The A.V. Club's Kevin McFarland gave the episode a "B+" grade and wrote, "'Three Bad Wolves' was the fourth episode of Grimm in production order, so the fact that it was airing sixth made me a little nervous. I thought we wouldn't be getting much in terms of backstory, and pushing this hour back in the schedule isn't exactly a vote of confidence. Still, I couldn't help but feel optimistic, because all the previews featured Eddie Monroe and a murderous family feud between the Blutbaden and the Bowerswine, an unexpectedly clever take on 'The Three Little Pigs' tale. Instead of a weaker hour, this was perhaps the best episode of Grimm thus far, managing to bring some of the disparate unnecessary elements of the show into the central plot, a case of the week that included new characters and created a stronger bond between Nick and Eddie."

TV Overmind's Shilo Adams wrote, "'The Three Bad Wolves' was a solid but unremarkable installment of Grimm that was another stylistic shift in terms of look, tone, and approach to such an intriguing concept. The show has been a little frantic with its trips around the stylistic map, dabbling in camp, dark humor, just plain darkness, and now police procedural, with positives and negatives coming from each experiment in identity. Its venture in the world of true police dramas didn't make for the most exciting episode in the world thanks to the almost too straightforward presentation, but 'The Three Bad Wolves' did one thing extremely, extremely right. It gave Silas Weir Mitchell a very good showcase to expand his character and show us what's behind the neurotic, wry facade of Eddie Monroe, a man caught between the world of humanity and the call of the wild."

Nick McHatton from TV Fanatic, gave a 4.2 star rating out of 5, stating: "Finally!
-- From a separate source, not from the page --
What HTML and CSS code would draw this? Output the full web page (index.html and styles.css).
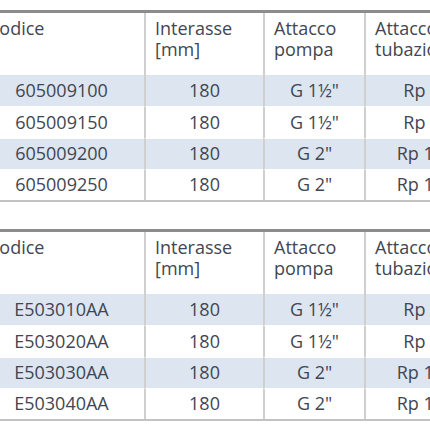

The Grimm Gods have bestowed us with an Eddie-centric episode in 'The Three Bad Wolves.' It certainly wasn't a disappointment, either, shining a spotlight on this character with very little need to deviate from the case of the week with unnecessary distractions. When the storytelling can layer this much in a procedural case, it gives me hope that the questions I'm asking will eventually get answered."